Fig : Suiveur de Grégoire Guérard ? Mise au tombeau, XVIe siècle ? Huile sur toile. 83 x 67 cm. Collection particulière. Photographie Coupe-File Art.

Fig : Grégoire Guérard, Mise au tombeau (détail.), vers 1530-31. Dole, musée des Beaux-Arts

Fig : Grégoire Guérard, Déploration du Christ (détail.), vers 1531-33. Saint-Quentin, basilique


Notons également la présence d'une étiquette ancienne au dos de la toile comportant la mention "Francesco da Milano, vers 1540. Expert : prof. Fiocco". Francesco da Milano, de son vrai nom Pagani, est un peintre actif dans les mêmes années que Guérard, semble-t-il entre 1502 et 1548 dans le secteur du Frioul en Italie, mais dont la carrière n'est que peu connue. Une dizaine d'œuvres est répertoriée comprenant plusieurs séries de peintures murales, notamment à San Fior et Colle Umberto. Au vu de nos observations précédentes, cette mention semble anecdotique, apposée au cours du XXe siècle. De plus, tout rapprochement stylistique est impossible.


En définitive, si certaines figures ont été endommagées et repeintes, l'ensemble reste de qualité et digne d'intérêt. L'art de Grégoire Guérard transparait mais la composition est néanmoins assez dure. Une œuvre d'un suiveur proche en Bourgogne ? Le format et le sujet peuvent également poser la question d'un triptyque démantelé. Nous allons poursuivre nos recherches afin d'enrichir ce propos.

 

Nous adressons nos remerciements à Mme Cécile Scailliérez.

 

Grégoire Guérard, quelques éléments bibliographiques :


- Elsig F. Grégoire Guérard, un peintre oublié de la Renaissance européenne.

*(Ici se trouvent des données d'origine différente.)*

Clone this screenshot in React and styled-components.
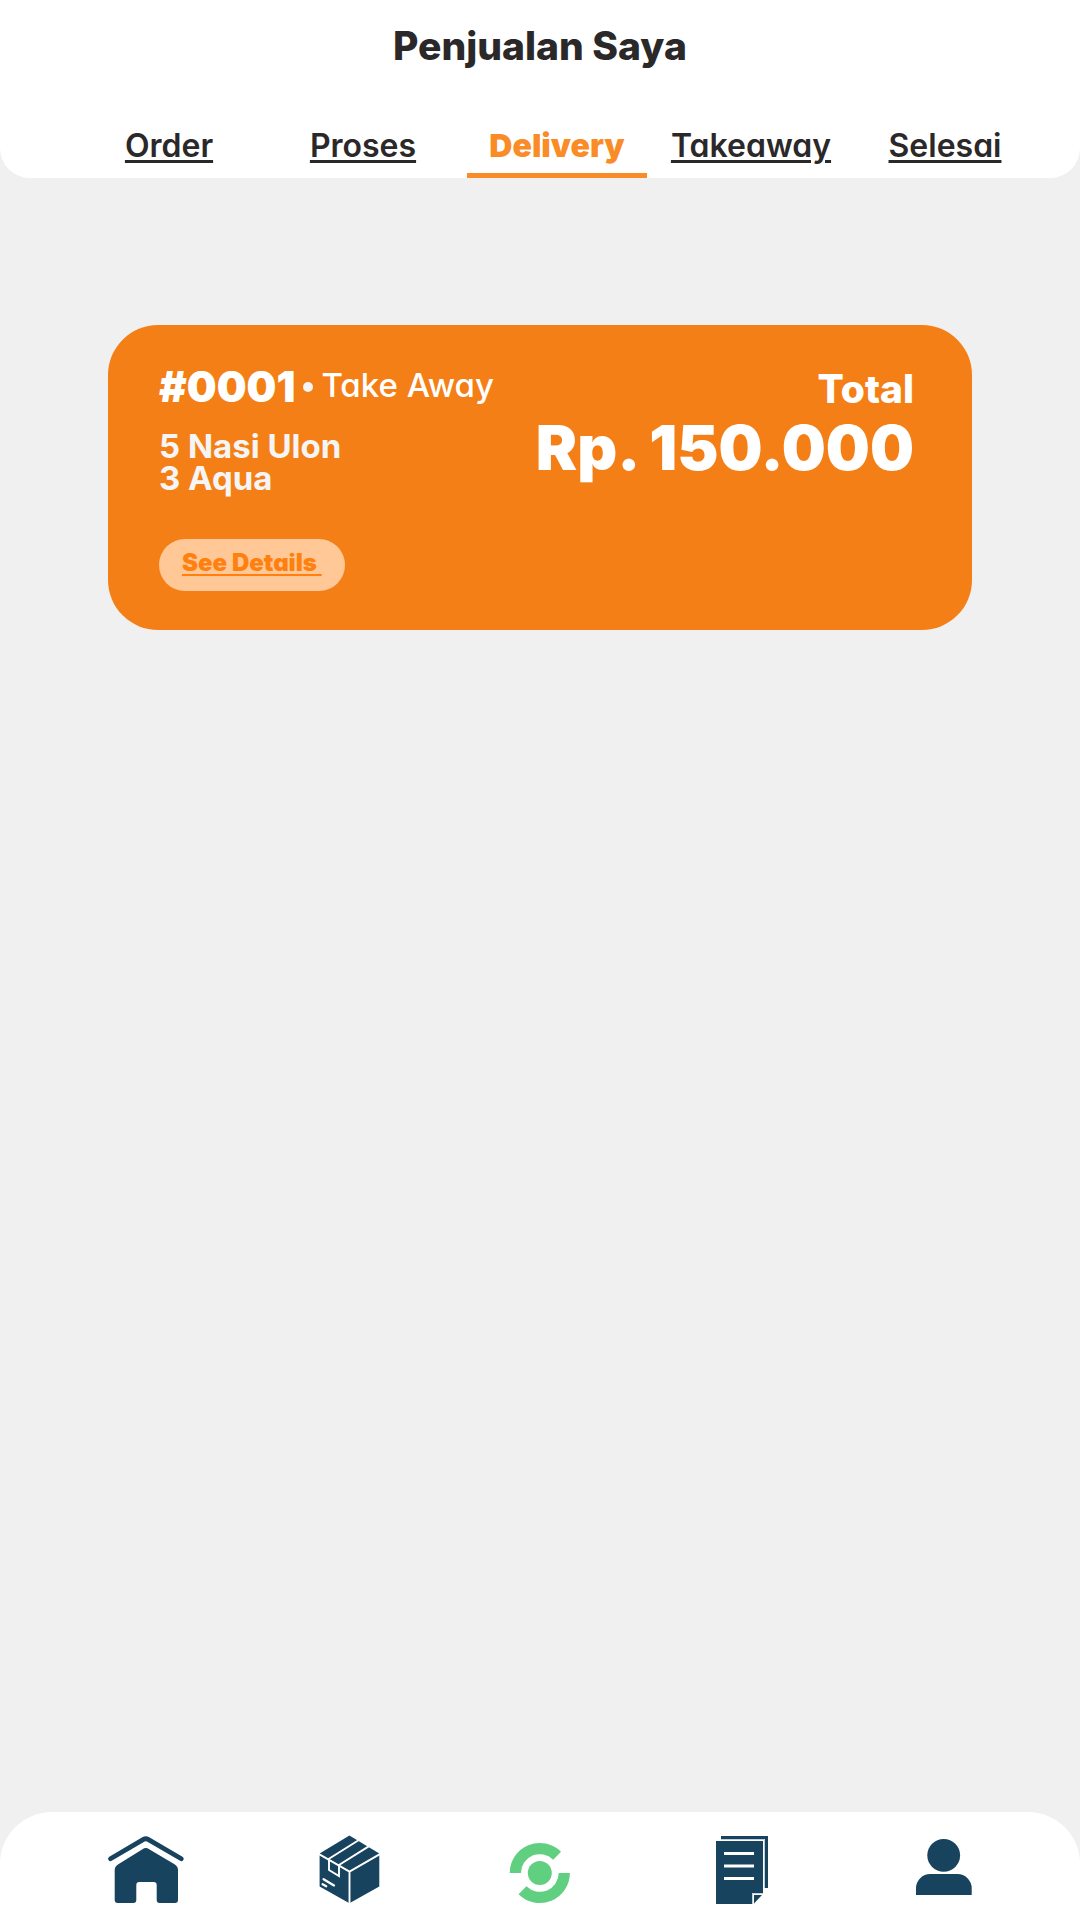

Milan, Silvana Editoriale, décembre 2017.

- Guillaume G. (dir.), La peinture en Bourgogne au XVIe siècle, catalogue de l'exposition présentée au musée des Beaux-Arts de Dijon de juin à août 1990.

- Scailliérez C. (dir.), François 1er et l'Art des Pays-Bas. Catalogue de l'exposition présentée au musée du Louvre du 18 octobre 2017 au 15 janvier 2018. Somogy Editions.